Essa estratégia visa impulsionar a economia desses países, que têm enfrentado restrições econômicas impostas pelos Estados Unidos e países da União Europeia. No entanto, tal iniciativa foi recentemente contestada pelo ex-presidente dos EUA, Donald Trump, que pretende concorrer à presidência novamente em 2025.
De acordo com informações da Bloomberg da última semana, conselheiros de Trump estão debatendo maneiras de impor sanções aos países que não utilizarem o dólar em suas transações comerciais. Os Brics, que já propuseram até mesmo a criação de uma moeda própria para transações entre os membros do bloco, estão sob foco do ex-presidente. Entre as medidas consideradas pela equipe do republicano estão o controle de exportações, tarifas e taxas, conforme noticiado pelo periódico financeiro norte-americano.
Apesar das ameaças, os especialistas acreditam que os pronunciamentos de Trump dificilmente terão impacto significativo, podendo prejudicar os planos econômicos do país. Por outro lado, essas declarações servem como um aviso às aspirações políticas da China, que busca se afirmar globalmente como um país capaz de competir com os Estados Unidos.
Lula busca se aproximar da China
Desde o início de seu terceiro mandato, o presidente Lula tem buscado estreitar os laços com a China. Os discursos contrários às instituições internacionais e à hegemonia do dólar, ecoados principalmente por Xi Jinping, são alinhados com a visão sul-globalista defendida pela China, da qual Lula é um apoiador entusiasta.

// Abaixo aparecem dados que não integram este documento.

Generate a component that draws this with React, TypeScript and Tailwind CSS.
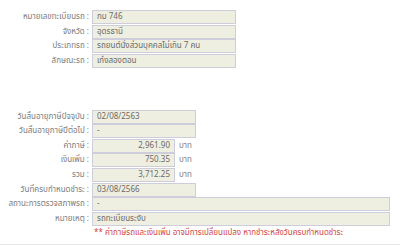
import React from "react";

const font = "font-['Tahoma','Noto_Sans_Thai','Noto_Sans',sans-serif]";

function Row({ label, value, w, right, unit }: { label: string; value: string; w: string; right?: boolean; unit?: string }) {
  return (
    <div className="flex h-[14.6px] items-center">
      <div className="w-[92px] shrink-0 pr-[3px] text-right text-[8px] leading-none text-[#7d7d7d]">{label} :</div>
      <div
        className={`${w} flex h-[14px] shrink-0 items-center border border-[#cdcddb] bg-[#efefe1] px-[4px] text-[8px] leading-none text-[#6a6a6a] ${right ? "justify-end" : ""}`}
      >
        {value}
      </div>
      {unit && <div className="pl-[4px] text-[8px] leading-none text-[#7d7d7d]">{unit}</div>}
    </div>
  );
}

export default function App() {
  return (
    <div className={`${font} h-[250px] w-[400px] bg-white`}>
      <div className="flex h-[245px] flex-col border-b border-[#e8e8e8] pt-[10px]">
        <div className="flex flex-col">
          <Row label="หมายเลขทะเบียนรถ" value="กม 746" w="w-[144px]" />
          <Row label="จังหวัด" value="อุดรธานี" w="w-[144px]" />
          <Row label="ประเภทรถ" value="รถยนต์นั่งส่วนบุคคลไม่เกิน 7 คน" w="w-[144px]" />
          <Row label="ลักษณะรถ" value="เก๋งสองตอน" w="w-[144px]" />
        </div>
        <div className="mt-[41px] flex flex-col">
          <Row label="วันสิ้นอายุภาษีปัจจุบัน" value="02/08/2563" w="w-[104px]" />
          <Row label="วันสิ้นอายุภาษีปีต่อไป" value="-" w="w-[104px]" />
          <Row label="ค่าภาษี" value="2,961.90" w="w-[83px]" right unit="บาท" />
          <Row label="เงินเพิ่ม" value="750.35" w="w-[83px]" right unit="บาท" />
          <Row label="รวม" value="3,712.25" w="w-[83px]" right unit="บาท" />
          <Row label="วันที่ครบกำหนดชำระ" value="03/08/2566" w="w-[104px]" />
          <Row label="สถานะการตรวจสภาพรถ" value="-" w="w-[298px]" />
          <Row label="หมายเหตุ" value="รถทะเบียนระงับ" w="w-[298px]" />
          <div className="flex h-[14.6px] items-center pl-[94px] text-[8px] leading-none text-[#d24545]">
            ** ค่าภาษีรถและเงินเพิ่ม อาจมีการเปลี่ยนแปลง หากชำระหลังวันครบกำหนดชำระ
          </div>
        </div>
      </div>
    </div>
  );
}
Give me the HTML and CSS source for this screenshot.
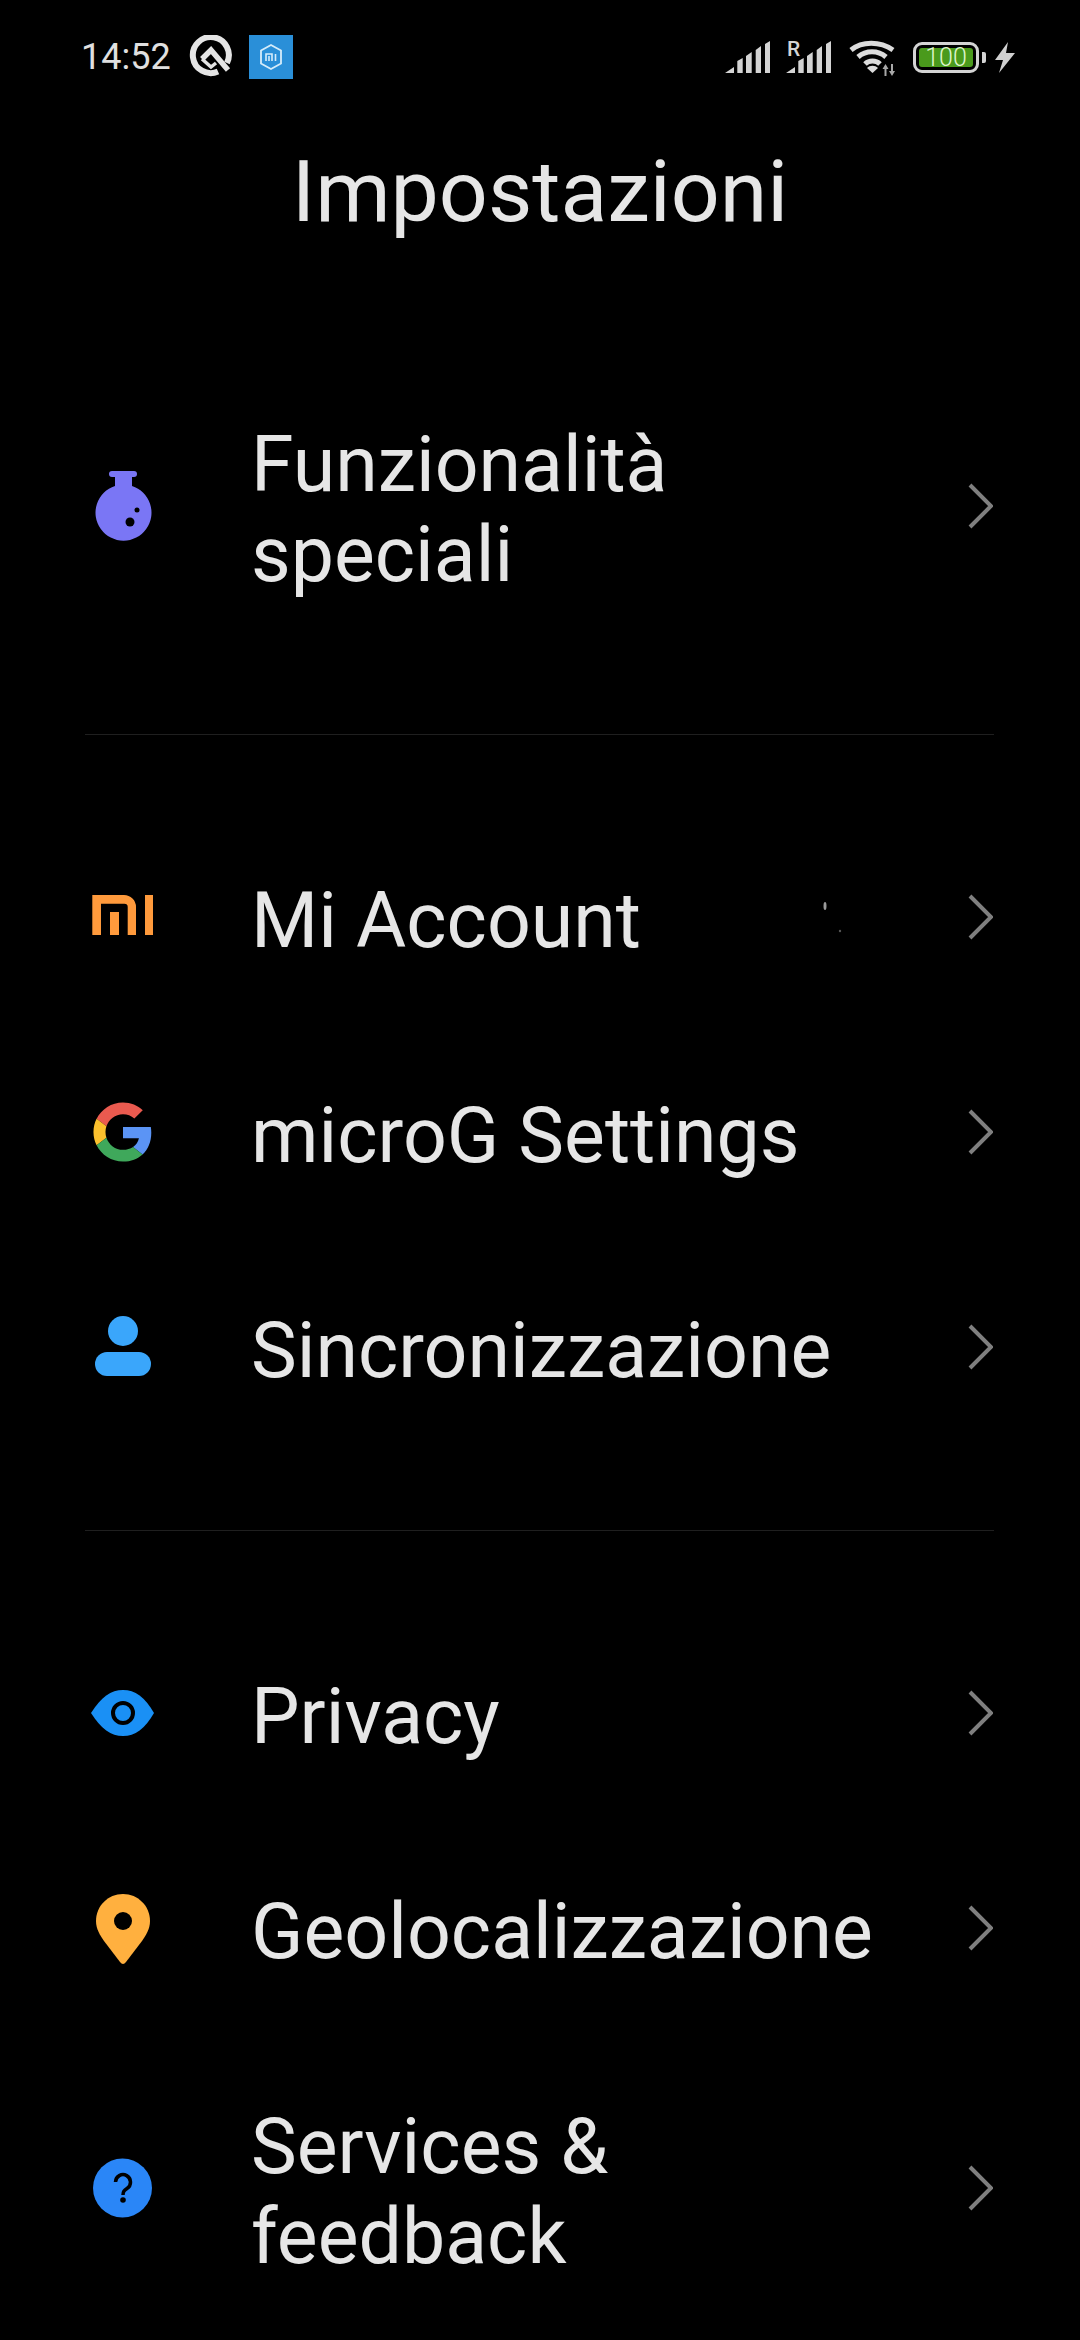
FILE: index.html
```html
<!DOCTYPE html>
<html lang="it">
<head>
  <meta charset="UTF-8">
  <title>Impostazioni</title>
  <link rel="stylesheet" href="styles.css">
</head>
<body>

  <div class="status-bar">
    <div class="status-left">
      <span class="clock">14:52</span>
      <svg class="q-icon" width="44" height="44" viewBox="0 0 44 44">
        <path d="M29 36.600 A18 18 0 1 1 38 28" fill="none" stroke="#e4e4e4" stroke-width="6"/>
        <path d="M13 24 L22 15 L39 35" fill="none" stroke="#e4e4e4" stroke-width="5.500"/>
        <path d="M13 24 L22 32 L27 28" fill="none" stroke="#e4e4e4" stroke-width="3.500"/>
      </svg>
      <div class="mi-badge">
        <svg width="24" height="28" viewBox="0 0 24 28">
          <path d="M12 2 L22 7.500 V20.500 L12 26 L2 20.500 V7.500 Z" fill="none" stroke="#d5ecfa" stroke-width="1.800"/>
          <path d="M7 18 V11 H13 V18 M10 13 V18 M16.500 11 V18" fill="none" stroke="#d5ecfa" stroke-width="1.600"/>
        </svg>
      </div>
    </div>
    <div class="status-right">
      <svg class="signal" width="45" height="32" viewBox="0 0 45 32">
        <path d="M0 32 L9 26 V32 Z M12.300 32 V20 L17.700 17 V32 Z M21 32 V15 L26.700 11 V32 Z M30.700 32 V9 L36 5 V32 Z M40 32 V3 L45 0 V32 Z" fill="#d4d4d4"/>
      </svg>
      <div class="signal-roaming">
        <span class="roaming">R</span>
        <svg class="signal" width="45" height="32" viewBox="0 0 45 32">
          <path d="M0 32 L9 26 V32 Z M12.300 32 V20 L17.700 17 V32 Z M21 32 V15 L26.700 11 V32 Z M30.700 32 V9 L36 5 V32 Z M40 32 V3 L45 0 V32 Z" fill="#d4d4d4"/>
        </svg>
      </div>
      <svg class="wifi" width="48" height="38" viewBox="0 0 48 38">
        <path d="M2 12 C13 3 31 3 44 12 M9 19 C17 12 29 12 37 19 M16 26 C20 22 27 22 31 26" fill="none" stroke="#dcdcdc" stroke-width="5"/>
        <path d="M23.500 35 L18 30 C21 27 26 27 29 30 Z" fill="#dcdcdc"/>
        <path d="M36.500 26 L33.500 31 H35.500 V38 H37.500 V31 H39.500 Z M43 38 L40 33 H42 V26 H44 V33 H46 Z" fill="#a8a8a8"/>
      </svg>
      <div class="battery">
        <div class="battery-body"><span class="battery-level">100</span></div>
        <div class="battery-nub"></div>
      </div>
      <svg class="bolt" width="20" height="31" viewBox="0 0 20 31">
        <path d="M13 0 L0 18 H8 L4 31 L20 11 H11 Z" fill="#d0d0d0"/>
      </svg>
    </div>
  </div>

  <h1 class="page-title">Impostazioni</h1>

  <div class="section first">
    <div class="row two-line">
      <svg class="row-icon" viewBox="0 0 64 72">
        <path d="M21 1 H43 A3 3 0 0 1 43 7 H41 V16 A28 28 0 1 1 24 16 V7 H21 A3 3 0 0 1 21 1 Z" fill="#7a76f5"/>
        <circle cx="39" cy="52" r="4.500" fill="#000"/>
        <circle cx="46" cy="40" r="2.500" fill="#000"/>
      </svg>
      <span class="row-label">Funzionalità speciali</span>
      <svg class="chevron" viewBox="0 0 25 46"><path d="M2 2 L23 23 L2 44"/></svg>
    </div>
  </div>

  <div class="divider"></div>

  <div class="section">
    <div class="row">
      <svg class="row-icon" viewBox="0 0 64 72">
        <path d="M1.300 14 H33 A12 12 0 0 1 45 26 V54 H36.700 V26 A3.300 3.300 0 0 0 33.400 22.700 H10 V54 H1.300 Z" fill="#ff9a3c"/>
        <path d="M19 31 H28 V54 H19 Z" fill="#ff9a3c"/>
        <path d="M54 14 H62 V54 H54 Z" fill="#ff9a3c"/>
      </svg>
      <span class="row-label">Mi Account</span>
      <svg class="specks" width="20" height="34" viewBox="0 0 20 34">
        <ellipse cx="2" cy="5" rx="1.500" ry="4" fill="#9a9a9a"/>
        <circle cx="17" cy="30" r="1.200" fill="#555"/>
      </svg>
      <svg class="chevron" viewBox="0 0 25 46"><path d="M2 2 L23 23 L2 44"/></svg>
    </div>
    <div class="row">
      <svg class="row-icon" viewBox="-2 -5 52 58">
        <path d="M24 9.500c3.540 0 6.710 1.220 9.210 3.600l6.850-6.850C35.900 2.380 30.470 0 24 0 14.620 0 6.510 5.380 2.560 13.220l7.980 6.190C12.430 13.720 17.740 9.500 24 9.500z" fill="#ea5a4f"/>
        <path d="M46.980 24.550c0-1.570-.15-3.090-.38-4.550H24v9.020h12.940c-.58 2.960-2.260 5.480-4.780 7.180l7.730 6c4.510-4.180 7.090-10.360 7.090-17.650z" fill="#5b94f5"/>
        <path d="M10.530 28.590c-.48-1.450-.76-2.990-.76-4.590s.27-3.140.76-4.590l-7.980-6.190C.92 16.460 0 20.120 0 24c0 3.880.92 7.540 2.560 10.780l7.970-6.190z" fill="#fbc02d"/>
        <path d="M24 48c6.480 0 11.930-2.130 15.890-5.810l-7.730-6c-2.150 1.450-4.920 2.300-8.160 2.300-6.260 0-11.570-4.220-13.470-9.910l-7.980 6.190C6.510 42.620 14.620 48 24 48z" fill="#3fa85b"/>
      </svg>
      <span class="row-label">microG Settings</span>
      <svg class="chevron" viewBox="0 0 25 46"><path d="M2 2 L23 23 L2 44"/></svg>
    </div>
    <div class="row">
      <svg class="row-icon" viewBox="0 0 64 72">
        <circle cx="32" cy="20" r="15" fill="#3aa6fb"/>
        <rect x="4" y="41" width="56" height="24" rx="12" fill="#3aa6fb"/>
      </svg>
      <span class="row-label">Sincronizzazione</span>
      <svg class="chevron" viewBox="0 0 25 46"><path d="M2 2 L23 23 L2 44"/></svg>
    </div>
  </div>

  <div class="divider"></div>

  <div class="section">
    <div class="row">
      <svg class="row-icon" viewBox="0 0 64 72">
        <path d="M0 36 C10 20 20 13 32 13 C44 13 54 20 63 36 C54 52 44 59 32 59 C20 59 10 52 0 36 Z" fill="#1a90f5"/>
        <circle cx="32" cy="36" r="10" fill="none" stroke="#000" stroke-width="4"/>
      </svg>
      <span class="row-label">Privacy</span>
      <svg class="chevron" viewBox="0 0 25 46"><path d="M2 2 L23 23 L2 44"/></svg>
    </div>
    <div class="row">
      <svg class="row-icon" viewBox="0 0 64 72">
        <path d="M32 2 C47 2 59 14 59 29 C59 37 55 43 51 49 L35 70 C33 72.500 31 72.500 29 70 L13 49 C9 43 5 37 5 29 C5 14 17 2 32 2 Z" fill="#ffb03f"/>
        <circle cx="32" cy="29" r="9" fill="#000"/>
      </svg>
      <span class="row-label">Geolocalizzazione</span>
      <svg class="chevron" viewBox="0 0 25 46"><path d="M2 2 L23 23 L2 44"/></svg>
    </div>
    <div class="row two-line">
      <svg class="row-icon" viewBox="0 0 64 72">
        <circle cx="31.500" cy="36" r="29.500" fill="#2a86f7"/>
        <path d="M24.500 30 A7.500 7.500 0 1 1 36 36.500 C33 38.500 32 39.500 32 43" fill="none" stroke="#000" stroke-width="3.500"/>
        <circle cx="32" cy="48" r="2.800" fill="#000"/>
      </svg>
      <span class="row-label">Services &amp; feedback</span>
      <svg class="chevron" viewBox="0 0 25 46"><path d="M2 2 L23 23 L2 44"/></svg>
    </div>
  </div>

</body>
</html>
```

FILE: styles.css
```css
body {
  margin: 0;
  width: 1080px;
  height: 2340px;
  overflow: hidden;
  background-color: #000;
  font-family: Roboto, 'Noto Sans', sans-serif;
  color: #e6e6e6;
}

.status-bar {
  display: flex;
  justify-content: space-between;
  align-items: center;
  height: 44px;
  padding: 35px 65px 0 81px;
}

.status-left {
  display: flex;
  align-items: center;
}

.clock {
  font-size: 36px;
  color: #e0e0e0;
}

.q-icon {
  margin-left: 18px;
}

.mi-badge {
  display: flex;
  justify-content: center;
  align-items: center;
  width: 44px;
  height: 44px;
  margin-left: 16px;
  background-color: #2a8fd8;
}

.status-right {
  display: flex;
  align-items: center;
}

.signal-roaming {
  position: relative;
  margin-left: 16px;
}

.signal-roaming .signal {
  display: block;
}

.roaming {
  position: absolute;
  left: 1px;
  top: 0;
  font-size: 21px;
  font-weight: 500;
  line-height: 16px;
  color: #d4d4d4;
}

.wifi {
  margin-left: 18px;
}

.battery {
  display: flex;
  align-items: center;
  margin-left: 16px;
}

.battery-body {
  display: flex;
  box-sizing: border-box;
  width: 66px;
  height: 31px;
  padding: 3px;
  border: 3px solid #d4d4d4;
  border-radius: 9px;
}

.battery-level {
  flex: 1;
  background-color: #4a9a1c;
  border-radius: 3px;
  color: #dff5cf;
  font-size: 25px;
  font-weight: 300;
  line-height: 19px;
  text-align: center;
}

.battery-nub {
  width: 4px;
  height: 11px;
  margin-left: 3px;
  background-color: #d4d4d4;
  border-radius: 0 2px 2px 0;
}

.bolt {
  margin-left: 9px;
}

.page-title {
  margin: 0;
  padding-top: 63px;
  font-size: 86px;
  font-weight: 400;
  line-height: 100px;
  text-align: center;
  color: #e6e6e6;
}

.section.first {
  margin-top: 111px;
}

.row {
  position: relative;
  display: flex;
  align-items: center;
  height: 215px;
  padding: 0 87px 0 91px;
}

.row.two-line {
  height: 305px;
}

.row-icon {
  flex: none;
  width: 64px;
  height: 72px;
}

.row-label {
  width: 640px;
  margin-left: 96px;
  padding-top: 8px;
  font-size: 77px;
  line-height: 90px;
}

.chevron {
  flex: none;
  width: 25px;
  height: 46px;
  margin-left: auto;
  fill: none;
  stroke: #7f7f7f;
  stroke-width: 4;
}

.specks {
  position: absolute;
  left: 823px;
  top: 92px;
}

.divider {
  height: 1px;
  margin: 76px 86px 74px 85px;
  background-color: #1f1f1f;
}
```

Alvo de sanções dos Estados Unidos e da União Europeia, a China tem investido em estreitar relações com países da América Latina e África, especialmente governos autoritários que também enfrentam pressões do Ocidente, como Rússia e Venezuela. O Brasil ganhou destaque para Pequim devido às semelhanças de discurso e ao desejo de transformar o Sul Global em uma liderança mundial.
Atualmente, a China é o principal parceiro econômico do Brasil. Lula e o Partido dos Trabalhadores buscam ampliar essa aproximação também no âmbito político. No ano passado, delegações petistas viajaram para a China e membros do Partido Comunista Chinês visitaram o Brasil para assinar acordos de integração com o PT.
Essa aproximação está sendo acompanhada com certa cautela pelos países do Ocidente, especialmente após Lula fazer gestos de apoio à Rússia em meio à invasão da Ucrânia, conflito que persiste entre as duas nações desde fevereiro de 2022.